As for "translationese" -- that's all I'm trying for here -- I need this forum for help getting at the underlying meaning. Once I have that, I can shift it into decent English on my own.


----------



## sedmont

Kajjo said:


> You didn't translate "eigene", though. Why don't you like "own"?
> 
> They didn't have their own conception of it.



Kajjo, thanks very much for asking.

Perhaps my confusion would be cleared up if I could know the answer to these two questions:

A) Did they postpone the question because, in a way, the main thing they cared about was that the conception used should be _their _conception, and they did _not _care as much about the content of the conception, so long as it was their very own, one that they created?

B) In English an expression like "he had no concept of his own" can sometimes be an intensified version of the same meaning conveyed by "he had no concept". Adding "of his own" does not have to mean that "he had no concept that was his alone, his very own, or that he invented. Rather, the expression can mean something like: "he did not see the idea for himself". It refers to not having a clear inner experience of the structure of a concept, regardless of whose concept it is. So, when we read that these people did not have their own concept of socialization, does that simply mean they had no clear personal experience of the idea of "socialization" -- what it might mean -- whether their own concept or anyone else's?

If something like B) is what's behind the German sentence, then perhaps I should do something like this, which captures a bit the reflexivity described in B):

_It was also a strategy with which Wilhelm Blos was by no means dissatisfied: that of postponing the socialization question because *they themselves* lacked a conception of it.

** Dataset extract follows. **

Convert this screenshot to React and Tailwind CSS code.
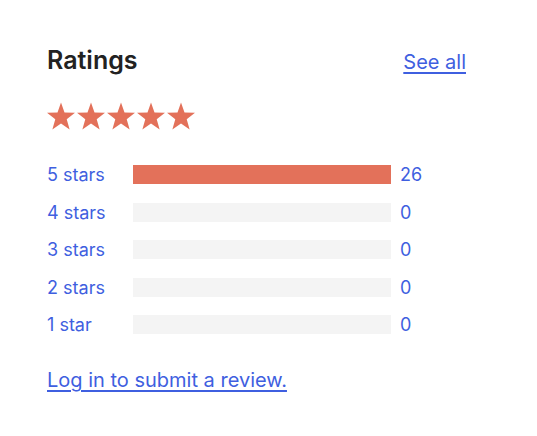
import React from "react";

const rows = [
  { label: "5 stars", count: 26 },
  { label: "4 stars", count: 0 },
  { label: "3 stars", count: 0 },
  { label: "2 stars", count: 0 },
  { label: "1 star", count: 0 },
];

const total = rows.reduce((sum, r) => sum + r.count, 0);

const Star = () => (
  <svg viewBox="0 0 24 23" className="w-[28px] h-[28px]" fill="#e3715a">
    <polygon points="12,0 15,8.4 24,8.7 16.9,14.2 19.4,23 12,17.9 4.6,23 7.1,14.2 0,8.7 9,8.4" />
  </svg>
);

const App = () => {
  return (
    <div
      className="min-h-screen bg-white pt-[45px] pl-[47px]"
      style={{ fontFamily: "Inter, 'Noto Sans', sans-serif" }}
    >
      <div className="w-[419px]">
        {/* Header */}
        <div className="flex justify-between items-baseline">
          <h2 className="text-[25px] leading-[30px] font-semibold text-[#222222]">Ratings</h2>
          <a href="#" className="text-[20px] leading-[24px] text-[#3f5fe0] underline underline-offset-[3px]">
            See all
          </a>
        </div>

        {/* Stars */}
        <div className="flex gap-[2px] mt-[27px]">
          {[0, 1, 2, 3, 4].map((i) => (
            <Star key={i} />
          ))}
        </div>

        {/* Breakdown */}
        <div className="flex flex-col gap-[18.5px] mt-[35px]">
          {rows.map((row) => (
            <div key={row.label} className="flex items-center h-[19px]">
              <a href="#" className="w-[86px] text-[18px] leading-[19px] text-[#3f5fe0]">
                {row.label}
              </a>
              <div className="w-[258px] h-[19px] bg-[#f4f4f4]">
                <div
                  className="h-full bg-[#e3715a]"
                  style={{ width: `${total ? (row.count / total) * 100 : 0}%` }}
                />
              </div>
              <span className="ml-[9px] text-[18px] leading-[19px] text-[#3f5fe0]">{row.count}</span>
            </div>
          ))}
        </div>

        {/* Login link */}
        <div className="mt-[34px]">
          <a href="#" className="text-[20px] leading-[24px] text-[#3f5fe0] underline underline-offset-[3px]">
            Log in to submit a review.
          </a>
        </div>
      </div>
    </div>
  );
};

export default App;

Damit zeichnete sich auch für Württemberg eine Strategie ab, die der SPD-Politik im Reich ähnelte und mit der auch Wilhelm Blos keineswegs unzufrieden war: die Sozialisierungsfrage mangels eigener Konzeption zunächst einmal zu vertagen._


----------



## anahiseri

because they lacked a concept of their own 
I think this perfectly captures the meaning of the German sentence


----------



## anahiseri

I think it was Kajjos suggestion


----------



## sedmont

Thanks very much, anahiseri.


----------



## ayuda?

*QUOTE: *Thanks for the kind comment: “(admirably) detailed response”
Okay, then another one because your kind attitude has not gone unnoticed.

*Your Original question about what was meant by the part in red]:*
:die Sozialisierungsfrage *mangels eigener Konzeption *zunächst einmal zu vertagen.
Then it was just a question of narrowing down just the section in red!!:

Essentially, *the whole excerpt* was clarified because you seem to continually asking the same questions over and over, expecting to get a different answer. What that mean to me was you didn’t have an understanding of the basic German. I’m so glad you appreciate that.

*QUOTE:* Based on your (admirably) detailed response, I'm not sure if you read posts #8, #9, #10, #11, where you can see precisely what it is that I am a little unclear about and perhaps you can clear things up for me. *I think you are* *missing the point*.

*In case you missed it, this is the point:
Re:* *eigener = own*
[It took a while, but I hope you finally see that *eigener = own*.
●_for lack of a distinct conception of._ = *for lack of a concept their own *[said in many ways by many forum members in this thread forum]
*QUOTES:*
[*Kajjo + anahisieri + JClaudeK*] _for lack of their *own* conception_
*[ayuda?]* ●_for lack of a distinct conception of._ = *for lack of a concept their own
[anahisieri]* *Eigen* means *own*, you can't translate it differently.
*[sedmont]* you've just enlightened me as to how lack of *"own"* concept,
... described from every angle, yet you don’t seem to get that.
****And then *again later* *[Kajjo] *said you didn't translate *"eigene"*, though. Why don't you like *"own"?*

****[This is the main point and what you don’t understand. Now go back to all those posts you pointed out: #8, #9, #10, #11, etc., etc…. Is there still something you don’t understand there??* eigener = own*.


*Re:* *Conception: *[Is there some point you don’t understand _here_??]
*[ayuda?]* ●_for lack of a distinct conception of._ = *for lack of a concept their own*
[_Distinct_, distinctly doesn’t belong there either!]
*QUOTES:
[exgerman]* Using *Conception* to mean* concept* is* translationese*.
*[ayuda?] for lack of a concept their own
[anahisieri] because* they lacked a *concept* of their own [I also like the use of *because*.]
    I think this perfectly captures the meaning of the German sentence

_*Conception *_sounds just plain weird, wrong, stilted here in English [2 native speakers], etc.
Literal German does not always fit!
You stated confused about something in the thread.
Well, you shouldn’t be confused about anything at this point either even if your German might be lacking since again practically every word of the post has been translated or clarified by some really expert German speakers.

Please accept this the way it is meant. <...>:
*mangels eigener Kozeption**:* = *for lack of a concept their own [because of the lack a concept] *[very straight-forward]

<...>

Hope it helps.

Moderator note: off-topic remarks removed.


----------



## Kajjo

<...> "eigene" should be translated as "own" and nothing else.

Moderator note: reference to deleted post removed.


----------



## Bondstreet

.
...to postpone the socialisation question for the time being in the absence of a fully formed policy on it.
.


----------



## bearded

Sedmont
You had originally translated ''eigen'' as 'distinct', - which was not that far from being suitable in my opinion.
Now perhaps you might consider the adjective ''specific'':
..._in absence/for lack of a specific concept of their own..._


----------



## sedmont

Bondstreet and bearded, thanks very much for the helpful suggestions.


----------